Institutions should have the flexibility to classify operational risk losses closely associated with credit processes (e.g., processing mistakes, fraud events) as operational risk rather than credit risk. The tools to manage and mitigate these risks are not developed around default and recovery as in credit risk, but rather are tailored based on the actual operations and processes involved and are more appropriately treated within an operational risk framework. The wording in the AMA guidance we are referring to is as follows:

“The Agencies have established a clear boundary between credit and operational risks for regulatory capital purposes. If a loss event has any element of credit risk, it must be treated as credit risk for regulatory capital purposes. This would include all credit-related fraud losses. In addition, operational risk losses with credit risk characteristics that have historically been included in institutions’ credit risk databases will continue to be treated as credit risk for the purposes of calculating minimum regulatory capital.” (p. 85 AMA Guidance)

Monitoring such events from the framework of managing credit risk will serve no purpose but to complicate the development of models, processes, and systems meant to predict probability of default and loss given default and, at the same time, create a duplicative process to the actual necessary operational risk management process. In WaMu’s experience with retail portfolios, these types of losses can occur with high frequency and are best managed and mitigated from a tailored operational risk approach rather than a credit risk approach built around obligor default.
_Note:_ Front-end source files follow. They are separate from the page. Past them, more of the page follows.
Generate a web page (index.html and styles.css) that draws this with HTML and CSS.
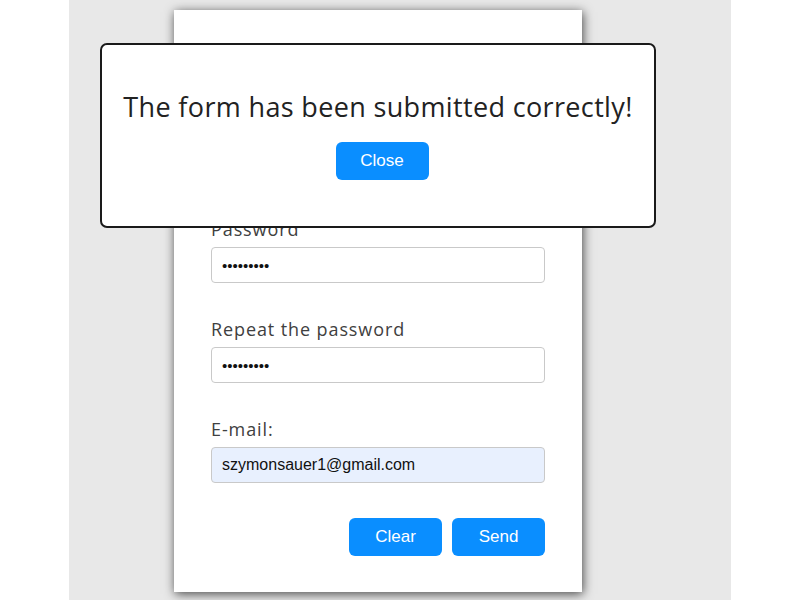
FILE: index.html
```html
<!DOCTYPE html>
<html lang="en">
<head>
<meta charset="utf-8">
<title>Form</title>
<link rel="stylesheet" href="styles.css">
</head>
<body>
<div class="page">
  <form class="card">
    <div class="field">
      <label class="label">Password</label>
      <input class="input input-pass" type="password" value="123456789">
    </div>
    <div class="field">
      <label class="label">Repeat the password</label>
      <input class="input input-pass" type="password" value="123456789">
    </div>
    <div class="field">
      <label class="label">E-mail:</label>
      <input class="input input-filled" type="text" value="szymonsauer1@gmail.com">
    </div>
    <div class="actions">
      <button type="button" class="btn">Clear</button>
      <button type="button" class="btn">Send</button>
    </div>
  </form>
</div>
<div class="modal">
  <p class="modal-text">The form has been submitted correctly!</p>
  <button type="button" class="btn btn-close">Close</button>
</div>
</body>
</html>
```

FILE: styles.css
```css
* { box-sizing: border-box; }
html, body { margin: 0; padding: 0; background: #fff; }
body {
  font-family: "Open Sans", "DejaVu Sans", sans-serif;
  height: 600px;
  overflow: hidden;
}
.page {
  width: 662px;
  height: 600px;
  margin: 0 auto;
  background: #e8e8e8;
  padding-top: 10px;
}
.card {
  width: 408px;
  margin-left: 105px;
  background: #fff;
  box-shadow: 1px 2px 10px rgba(0,0,0,0.7);
  padding: 208px 37px 36px;
}
.field {
  display: flex;
  flex-direction: column;
  margin-bottom: 35px;
}
.label {
  font-size: 18px;
  line-height: 22px;
  color: #404040;
  margin-bottom: 7px;
  letter-spacing: 0.9px;
}
.input {
  height: 36px;
  border: 1px solid #c9c9c9;
  border-radius: 4px;
  padding: 0 10px;
  font-family: "Liberation Sans", Arial, sans-serif;
  font-size: 16px;
  color: #111;
  background: #fff;
  outline: none;
}
.input-pass { font-size: 15px; }
.input-filled { background: #e8f0fe; }
.actions {
  display: flex;
  justify-content: flex-end;
  gap: 10px;
}
.btn {
  width: 93px;
  height: 38px;
  border: none;
  border-radius: 6px;
  background: #0a8eff;
  color: #fff;
  font-family: "Liberation Sans", Arial, sans-serif;
  font-size: 17px;
  cursor: pointer;
}
.modal {
  position: absolute;
  left: 100px;
  top: 43px;
  width: 556px;
  height: 185px;
  background: #fff;
  border: 2px solid #1a1a1a;
  border-radius: 7px;
  display: flex;
  flex-direction: column;
  align-items: center;
}
.modal-text {
  margin: 45px 0 0;
  font-size: 27px;
  line-height: 34px;
  color: #222;
  letter-spacing: 0.35px;
}
.btn-close {
  margin: 18px 0 0 8px;
}
```
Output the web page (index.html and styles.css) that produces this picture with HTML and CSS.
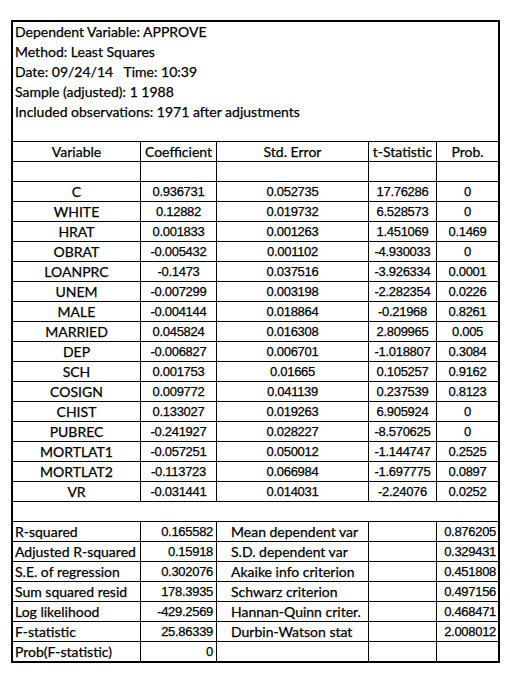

  5.3 Operational Loss Reconciliation with GL at Event Level

The definition and nature of operational risk losses should be clarified. Currently, operational risk losses must be “...recorded in the institution’s financial statements consistent with Generally Accepted Accounting Principles (GAAP)”. This statement seems to imply a requirement to reconcile an institution’s loss data and the general ledger. Many operational risk losses do not get posted to the G/L as discrete items. The supporting information for the loss is often found in the narrative of the incident description as opposed to in a G/L posting document. Requiring reconcilement of general ledger information with operational risk data would severely impact the quantity of usable loss data in certain business lines. We suggest that reconciliations should be conducted in aggregate, rather than event-by-event to the general ledger.

5.4 Operational Risk Mitigation Limited to Arbitrary 20% of Capital

The 20% ceiling on the amount of capital that can be offset by insurance appears arbitrary and an explanation is not provided on the basis for this ceiling. This ceiling is considered particularly restrictive when considering the qualitative criteria necessary for insurance to qualify as a capital offset. Although the AMA approach invites institutions to define and seek highly tailored and effective insurance through its reliance on a highly data driven look at operational losses, this 20% cap limits the business value that can be realized from the entire AMA process. The ceiling serves as a disincentive for financial institutions to fully utilize the protection that may be afforded by insurance and other risk mitigants. WaMu believes the capital adjustment for insurance should not be restricted to 20% but should be based on the quality of insurance protection provided.

Sincerely,

William A. Longbrake
Vice Chair and Chief Risk Officer

____________________________________

[1] See “The Measurement of Required Capital versus Actual Capital, the Treatment of Expected Losses and the Loan Loss Reserve, and the Appropriate Soundness Standard Driving Regulatory Capital Minimums,” Appendix to the RMA response to the ANPR, November 3, 2003. 

[2] The RMA ANPR response points out that using DSC ratios (or other devices such as “rented-up” or “sold-out” ratios) to delineate HVCRE from other, “stabilized” loans will involve significant implementation problems.  Therefore, RMA suggests that a simple definition of HVCRE loans be the TFR/Call Report category of Real Estate Construction Loans.  Permanent MFL loans on stabilized properties would be defined as any MFL loan that does not fit the Real Estate Construction Loan category.

[3] Mark Holmes, “Measuring Operational Risk: A Reality Check”, Risk, September 2003, pp. 84-87.

[4] This analysis is based on 1999-2002 data and does not reflect a full SFR cycle.  WMI acknowledges that recoveries in this period may not reflect full-cycle averages or recessionary results.

[5] See Best Practices in Mortgage Default Risk Estimation and Economic Capital”, Kaskowitz, Kipkalov, Lundstedt, and Mingo, February 2002; also, see “Retail Credit Economic Capital Estimation – Best Practices,” RMA, February 2003.

[6] See “The Asset-Correlation Parameter in Basel II for Mortgages and Single Family Residences”, Calem and Follain, October 15, 2003.  WaMu has not yet been able to conduct a detailed review of these just-released results.

[7] See “Retail Credit Economic Capital Estimation – Best Practices,” RMA, February 2003.

[8] As noted in the RMA response to the ANPR, more stringent, non-GAAP definitions of default not only result in more costly PD and LGD estimation systems, but also the net effect is actually to reduce measured regulatory capital requirements.  This is because, as more loans are covered within the “defaulted” category, the average loss rate on a defaulted loan (LGD) will decline (since many loans not actually on non-accrual but included within the default definition will exhibit no economic loss whatsoever).  Within the Basel capital models, for any given EL, a higher PD and a lower LGD results in a lower regulatory capital requirement.